Quebec City: The Old Quebec guide and surrounding area for tourtière, pea soup, and traditional Québécois cuisine at classic establishments.

Montreal: Bagels at St-Viateur or Fairmount, smoked meat at Schwartz’s (a Montreal institution), poutine at La Banquise (open 24 hours), and contemporary Québécois cuisine at the hundreds of excellent restaurants in the Plateau and Mile End.

Ontario: The Kawarthas and Wellington County for butter tarts; Toronto’s St. Lawrence Market for a concentrated taste of Ontario food culture.

BC: Nanaimo for the bar trail; Kelowna and the Okanagan for wine and locally grown produce; Vancouver for extraordinary Asian-Canadian fusion cuisine.

Atlantic Canada: Lobster everywhere, but also chowders, fish and chips, donair (the Halifax-specific variant with sweet sauce), and blueberry everything in New Brunswick and Nova Scotia.

For food-focused trip planning, see food tours across Canada, the Atlantic Canada lobster guide, and sugar shack experiences in Quebec.

Frequently asked questions about Canadian cuisine beyond poutine: the dishes you need to try

Is Canadian food influenced by American cuisine?

There is natural cross-border culinary influence — both countries share British and French colonial food traditions, Indigenous foodways, and waves of global immigration. But Canada has maintained distinct regional food traditions that diverge significantly from American cuisine, particularly in Quebec, Atlantic Canada, and the Prairie provinces.

Where can I try Indigenous Canadian food?

Indigenous food experiences are growing across the country. Restaurants like Bannock (Toronto), Salmon n’ Bannock (Vancouver), and Tiata (Winnipeg) showcase Indigenous cuisine. Cultural centres and Indigenous tourism operators offer food experiences in various regions. See the Indigenous culture guide for responsible tourism operators.

What is donair and why is Halifax obsessed with it?

The donair is a Halifax-specific adaptation of the döner kebab — spiced beef in a pita with tomatoes, onions, and a sweet, garlic-cream sauce (the donair sauce is the defining element).

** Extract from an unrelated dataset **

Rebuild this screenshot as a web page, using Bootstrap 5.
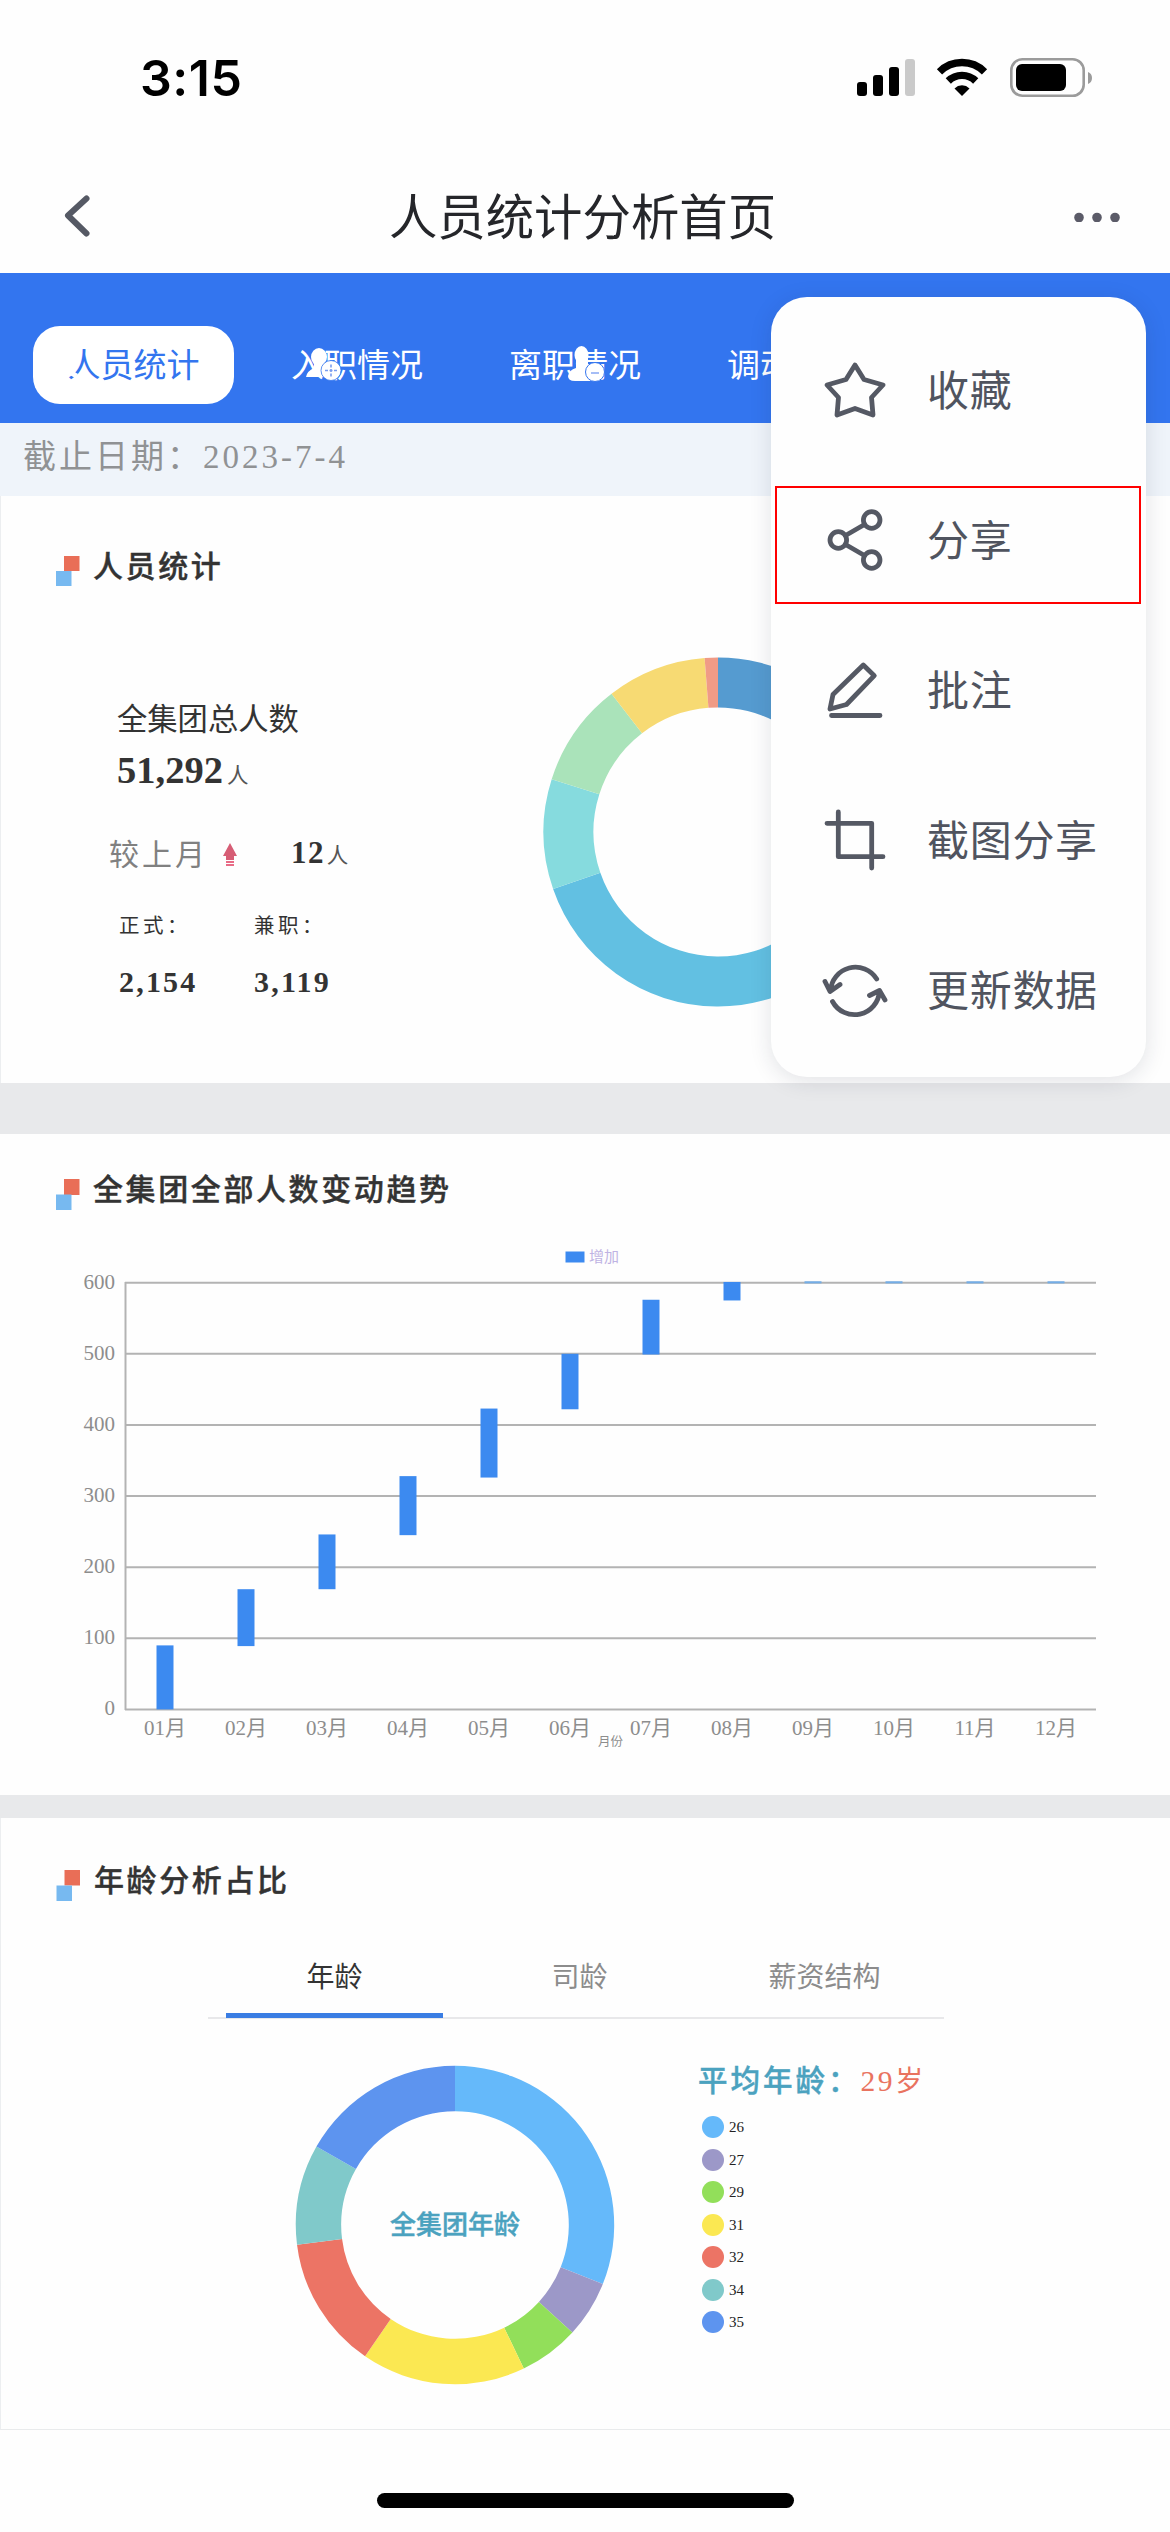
<!DOCTYPE html>
<html lang="zh-CN">
<head>
<meta charset="utf-8">
<meta name="viewport" content="width=device-width, initial-scale=1">
<title>人员统计分析首页</title>
<link href="https://cdn.jsdelivr.net/npm/bootstrap@5.3.0/dist/css/bootstrap.min.css" rel="stylesheet">
<style>
  body { width: 1170px; height: 2532px; overflow: hidden; background: #fefefe; color: #333; font-family: "Liberation Sans", "Noto Sans CJK SC", sans-serif; }
  svg { display: block; flex: none; }
  .num-face { font-family: "Liberation Serif", "Noto Sans CJK SC", serif; }
  .status-bar { height: 156px; padding: 58px 78px 0 140px; }
  .clock { font: 600 50px/40px Inter, sans-serif; color: #000; letter-spacing: .5px; }
  .title-bar { height: 117px; padding: 0 49px 0 60px; }
  .title-bar h1 { font-size: 48.4px; line-height: 60px; font-weight: 400; color: #25262a; margin: 0; padding-top: 7px; }
  .tab-strip { height: 150px; background: #3375ef; padding: 53px 0 0 33px; overflow: hidden; flex-wrap: nowrap; }
  .tab-strip .nav-link { width: 218px; height: 78px; flex: none; padding: 0; font-size: 33px; line-height: 79px; color: #fff; text-align: center; white-space: nowrap; }
  .tab-strip .nav-link.active { width: 201px; margin-right: 14px; border-radius: 27px; background: #fff; color: #3375ef; }
  .person-icon { position: absolute; left: 0; top: 0; }
  .date-strip { height: 73px; background: #eff4fa; padding-left: 23px; font-size: 33px; line-height: 68px; letter-spacing: 3px; color: #909294; }
  .panel { border-left: 1px solid #eceef0; position: relative; }
  .divider { background: #e8e9eb; }
  .panel-head { padding-left: 55px; gap: 13px; }
  .panel-head h2 { margin: 0; font-size: 30px; line-height: 36px; font-weight: 500; -webkit-text-stroke: .4px; letter-spacing: 2.6px; color: #333; }
  .people { height: 587px; padding-top: 53px; }
  .trend { height: 661px; padding-top: 38px; border-left: 0; }
  .ages { height: 612px; padding-top: 45px; border-bottom: 1px solid #e9ebec; }
  .figures { width: 542px; padding: 114px 0 0 116px; }
  .total-label { font-size: 30.3px; line-height: 40px; }
  .total-value { font-size: 38.5px; line-height: 44px; font-weight: 700; margin-top: 8px; }
  .unit { font-size: 21.5px; font-weight: 400; color: #555; letter-spacing: 0; }
  .compare { margin: 35px 0 0 -8px; line-height: 40px; }
  .compare-label { font-size: 30px; letter-spacing: 3px; color: #808080; width: 114px; }
  .compare-value { font-size: 31px; font-weight: 700; letter-spacing: 1.4px; margin-left: 54px; }
  .compare-value .unit { margin-left: 2px; }
  .split { padding-left: 2px; }
  .split > div { width: 135px; }
  .split-label { font-size: 20.5px; letter-spacing: 3.5px; line-height: 30px; margin-top: 35px; }
  .split-value { font-size: 30px; letter-spacing: 2.2px; line-height: 36px; font-weight: 700; margin-top: 23px; }
  .group-donut { margin-top: 71px; }
  .age-tabs { width: 736px; margin: 37px 0 0 207px; padding-left: 18px; height: 81px; border-bottom: 2px solid #e8e8ea; }
  .age-tabs .nav-link { width: 217px; height: 80px; flex: none; padding: 0; margin-right: 28px; border-bottom: 5px solid transparent; font-size: 28px; line-height: 79px; text-align: center; color: #8c8c8c; }
  .age-tabs .nav-link:last-child { margin-right: 0; }
  .age-tabs .nav-link.active { color: #333; border-color: #3a7de3; }
  .age-body { padding: 46px 0 0 294px; }
  .age-side { padding-left: 83px; }
  .average { font-size: 29.5px; line-height: 40px; letter-spacing: 3px; color: #4ba2bf; font-weight: 500; -webkit-text-stroke: .4px; white-space: nowrap; margin-top: -4px; }
  .average span { color: #e9735f; font-weight: 400; letter-spacing: 2.6px; -webkit-text-stroke: 0; }
  .average i { font-style: normal; font-size: 28px; }
  .key-row { height: 32.5px; font-size: 15px; gap: 5px; color: #222; }
  .dot { width: 22px; height: 22px; border-radius: 50%; }
  .home-bar { width: 417px; height: 15px; border-radius: 8px; background: #000; margin: 63px auto 0 377px; }
  .action-menu { position: absolute; left: 771px; top: 297px; width: 375px; height: 780px; padding: 18px 0 12px; border: 0; border-radius: 36px; background: #fefefe; box-shadow: 0 4px 22px rgba(30, 40, 60, .13); display: block; }
  .action-menu .dropdown-item { height: 150px; padding: 0 0 0 54px; display: flex; align-items: center; gap: 42px; font-size: 42px; letter-spacing: .7px; color: #50545f; position: relative; }
  .action-menu .picked::after { content: ""; position: absolute; left: 4px; top: 21px; width: 366px; height: 118px; border: 2px solid #f00; }
  .action-menu .dropdown-item span { padding-top: 2px; }
  .line-icon { fill: none; stroke: #555964; stroke-width: 4.8; stroke-linecap: round; stroke-linejoin: round; overflow: visible; }
  .back-icon { stroke-width: 6; }
</style>
</head>
<body class="position-relative">
<header class="status-bar d-flex justify-content-between align-items-start">
  <div class="clock">3:15</div>
  <svg width="236" height="40" viewBox="0 0 236 40">
    <g fill="#000"><rect x="1" y="24" width="10" height="14" rx="3"/><rect x="17" y="17" width="10" height="21" rx="3"/><rect x="33" y="9" width="10" height="29" rx="3"/><rect x="49" y="1" width="10" height="37" rx="3" fill="#cacaca"/></g>
    <g fill="none" stroke="#000" stroke-width="7.4"><path d="M83.5 13.8A32 32 0 0 1 128.500 13.800"/><path d="M92.300 23A19.500 19.500 0 0 1 119.700 23"/></g>
    <path d="M98.500 30.400A10.800 10.800 0 0 1 113.500 30.400L106 38Z"/>
    <rect x="155.300" y="1.300" width="72.400" height="36.400" rx="11" fill="none" stroke="#9b9b9b" stroke-width="2.600"/>
    <rect x="160" y="6" width="50" height="27" rx="6"/><path d="M232 14Q236 15.500 236 20T232 26Z" fill="#9b9b9b"/>
  </svg>
</header>
<div class="title-bar d-flex justify-content-between align-items-center">
  <svg width="34" height="44" class="line-icon back-icon"><path d="M26.500 5.500 8 22.500 26.500 40.500"/></svg>
  <h1>人员统计分析首页</h1>
  <svg width="50" height="14" fill="#5b5b68"><circle cx="8" cy="9.500" r="4.800"/><circle cx="26" cy="9.500" r="4.800"/><circle cx="44" cy="9.500" r="4.800"/></svg>
</div>
<nav class="nav tab-strip position-relative">
  <a class="nav-link active">人员统计</a><a class="nav-link">入职情况</a><a class="nav-link">离职情况</a><a class="nav-link">调动情况</a>
  <svg class="person-icon" width="700" height="150" fill="#fff">
    <path d="M73 98l5 3-3 4-5-3z"/>
    <ellipse cx="319" cy="84" rx="8" ry="9"/><path d="M314 86h11v6l8 10v2h-27q1-6 8-9z"/><circle cx="331" cy="97.500" r="10" stroke="#3375ef" stroke-width=".8"/>
    <path d="M331 91.500v12M325 97.500h12" stroke="#7a9df0" stroke-width="1.600" stroke-dasharray="3 1.500"/>
    <ellipse cx="581.500" cy="82" rx="7" ry="9"/><path d="M576 84h12v7l12 8v9h-25q-7 0-7-5 1-6 8-8z"/><circle cx="595" cy="99" r="9.500" stroke="#3375ef" stroke-width="1"/>
    <path d="M591 100h8" stroke="#8fadf4" stroke-width="1.600"/>
  </svg>
</nav>
<div class="date-strip num-face">截止日期：2023-7-4</div>

<main>
<section class="panel people">
  <div class="panel-head d-flex align-items-start">
    <svg width="24" height="37"><rect x="8" y="7" width="15.500" height="15" fill="#e96e57"/><rect y="22" width="15.500" height="15" fill="#77b9f0"/></svg>
    <h2>人员统计</h2>
  </div>
  <div class="d-flex align-items-start">
    <div class="figures num-face">
      <div class="total-label">全集团总人数</div>
      <div class="total-value">51,292<span class="unit ms-1">人</span></div>
      <div class="compare d-flex align-items-center">
        <span class="compare-label">较上月</span>
        <svg width="14" height="24" fill="#d65d75"><path d="M7 0 14 13H11V17H3V13H0Z"/><path d="M3 18h8v2H3zM3 21h8v2H3z" fill="#e86b86"/></svg>
        <span class="compare-value">12<span class="unit">人</span></span>
      </div>
      <div class="split d-flex">
        <div><div class="split-label">正式：</div><div class="split-value">2,154</div></div>
        <div><div class="split-label">兼职：</div><div class="split-value">3,119</div></div>
      </div>
    </div>
    <svg class="group-donut" id="groupDonut" width="350" height="350" viewBox="-175 -175 350 350"></svg>
  </div>
</section>
<div class="divider" style="height:51px"></div>
<section class="panel trend">
  <div class="panel-head d-flex align-items-start" style="padding-left:56px">
    <svg width="24" height="38"><rect x="8" y="7" width="15.500" height="16" fill="#e96e57"/><rect y="22.500" width="15.500" height="15.500" fill="#77b9f0"/></svg>
    <h2>全集团全部人数变动趋势</h2>
  </div>
  <svg id="trendChart" class="num-face" width="1170" height="540" viewBox="0 1210 1170 540"></svg>
</section>
<div class="divider" style="height:23px"></div>
<section class="panel ages">
  <div class="panel-head d-flex align-items-start">
    <svg width="25" height="38"><rect x="8.500" y="7" width="15.500" height="15.500" fill="#e96e57"/><rect x=".5" y="22.500" width="15.500" height="15.500" fill="#77b9f0"/></svg>
    <h2>年龄分析占比</h2>
  </div>
  <nav class="nav age-tabs flex-nowrap"><a class="nav-link active">年龄</a><a class="nav-link">司龄</a><a class="nav-link">薪资结构</a></nav>
  <div class="age-body d-flex align-items-start">
    <svg id="ageDonut" width="320" height="320" viewBox="-160 -160 320 320"></svg>
    <div class="age-side num-face">
      <div class="average">平均年龄：<span>29<i>岁</i></span></div>
      <div id="ageKey" class="ps-1" style="margin-top:9px"></div>
    </div>
  </div>
</section>
</main>
<div class="home-bar"></div>

<div class="dropdown-menu show action-menu">
  <a class="dropdown-item"><svg class="line-icon" width="60" height="60"><path d="M30 5 39 19.500 58 25 46.500 37.500 48 55 30 48.500 12 55 13.500 37.500 2 25 21 19.500Z"/></svg><span>收藏</span></a>
  <a class="dropdown-item picked"><svg class="line-icon" width="60" height="60"><circle cx="13.300" cy="30" r="8.300"/><circle cx="46.700" cy="10" r="8.300"/><circle cx="46.700" cy="50" r="8.300"/><path d="M20.500 25.500 39.500 14.500M20.500 34.500 39.500 45.500"/></svg><span>分享</span></a>
  <a class="dropdown-item"><svg class="line-icon" width="60" height="60"><path d="M38.300 5 49.300 15.700 21.500 44.500 5 49 8 34.500ZM6.500 55.500H55"/></svg><span>批注</span></a>
  <a class="dropdown-item"><svg class="line-icon" width="60" height="60"><path d="M13.300 2V46.700H58M2 13.300H46.700V58"/></svg><span>截图分享</span></a>
  <a class="dropdown-item"><svg class="line-icon" width="60" height="60"><path d="M51.700 19A25 25 0 0 0 5.500 31M0 21.500 5 31.500 15 24.500M7.500 41.500A25 25 0 0 0 54.500 31M44.500 35.500 54.500 30.500 60 40"/></svg><span>更新数据</span></a>
</div>

<script src="https://cdn.jsdelivr.net/npm/bootstrap@5.3.0/dist/js/bootstrap.bundle.min.js"></script>
<script>
  // Ring slices: each entry is [end angle in degrees, colour], clockwise from the top.
  function ring(slices, outer, inner) {
    let from = 0;
    return slices.map(([to, fill]) => {
      const point = (deg, r) => (r * Math.sin(deg * Math.PI / 180)).toFixed(2) + ' ' + (-r * Math.cos(deg * Math.PI / 180)).toFixed(2);
      const large = to - from > 180 ? 1 : 0;
      const d = `M${point(from, outer)}A${outer} ${outer} 0 ${large} 1 ${point(to, outer)}L${point(to, inner)}A${inner} ${inner} 0 ${large} 0 ${point(from, inner)}Z`;
      from = to;
      return `<path d="${d}" fill="${fill}"/>`;
    }).join('');
  }
  groupDonut.innerHTML = ring([[110, '#559bd0'], [250.9, '#62c0e2'], [287.6, '#86dbde'], [322.4, '#aae3ba'], [355.6, '#f7da73'], [360, '#f09b86']], 174.5, 124.5);
  const ages = [[26, 111.8, '#65b9fa'], [27, 132.5, '#9c98c8'], [29, 154.4, '#92df5a'], [31, 214.4, '#fbe852'], [32, 262.9, '#ec7465'], [34, 299.5, '#80c9ca'], [35, 360, '#5d94ef']];
  ageDonut.innerHTML = ring(ages.map(a => [a[1], a[2]]), 159.2, 113.8) +
    '<text y="9" text-anchor="middle" font-size="26" font-weight="500" stroke="#4ba2bf" stroke-width=".4" fill="#4ba2bf">全集团年龄</text>';
  ageKey.innerHTML = ages.map(a => `<div class="key-row d-flex align-items-center"><span class="dot" style="background:${a[2]}"></span>${a[0]}</div>`).join('');

  // Monthly floating bars, values are [low, high].
  const months = [[0, 90], [89, 169], [169, 246], [245, 328], [326, 423], [422, 500], [499, 576], [575, 601], [599, 602], [599, 602], [599, 602], [599, 602]];
  const yOf = v => 1709.4 - v * .7112;
  let s = '<rect x="565.500" y="1251.500" width="19" height="11" fill="#3c8af0"/><text x="589" y="1262" font-size="15" fill="#bfb3e3">增加</text>';
  for (let v = 0; v <= 600; v += 100)
    s += `<path d="M125 ${yOf(v)}H1096" stroke="#b3b3b3" stroke-width="2"/><text x="115" y="${yOf(v) + 6}" font-size="21" text-anchor="end" fill="#8d8d8d">${v}</text>`;
  s += '<path d="M125.500 1282V1710" stroke="#b3b3b3" stroke-width="2"/>';
  months.forEach(([lo, hi], i) => {
    const x = 165 + i * 81;
    s += `<rect x="${x - 8.5}" y="${yOf(hi)}" width="17" height="${yOf(lo) - yOf(hi)}" fill="${i > 7 ? '#74ade6' : '#3c8af0'}"/>` +
      `<text x="${x}" y="1735" font-size="21" text-anchor="middle" fill="#8d8d8d">${String(i + 1).padStart(2, '0')}月</text>`;
  });
  s += '<text x="610.500" y="1745.500" font-size="12.500" text-anchor="middle" fill="#8d8d8d">月份</text>';
  trendChart.innerHTML = s;
</script>
</body>
</html>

It arrived in Halifax in the 1970s via Lebanese immigrants and became so embedded in local culture that it is now Halifax’s official food. Late-night donair shops on Spring Garden Road are a Halifax institution.

Is poutine actually good?

Yes, genuinely. The best poutine — made with real fresh cheese curds (squeaky when fresh) and a well-seasoned gravy — is an entirely different thing from the derivative versions found outside Quebec. For the real experience, visit any traditional casse-croûte in Quebec or the long-running La Banquise in Montreal.

Can I find Canadian food outside Canada?

Some exports have crossed the border — Canadian maple syrup is global, Montreal smoked meat sandwiches are found in US cities, and Nanaimo bars and butter tarts appear at Canadian-themed events abroad. But most Canadian regional food is best experienced in situ.

What is the best Canadian food city?

Montreal is the most commonly cited answer among food writers — extraordinary dining density, a unique French-Québécois food culture, exceptional bakeries, and a progressive restaurant scene. But Vancouver’s extraordinary Pacific Rim food culture, Toronto’s unmatched diversity, and the simplicity and freshness of Atlantic Canadian seafood all make strong competing cases.

Are Canadian restaurants expensive?

Mid-range restaurant dining in Canadian cities runs approximately CAD $20–$40 per person for mains. Fine dining runs CAD $80–$150+ per person. Market food, food trucks, and casual eateries offer full meals for CAD $12–$20. Regional food experiences like lobster suppers and sugar shacks can represent outstanding value given what is included.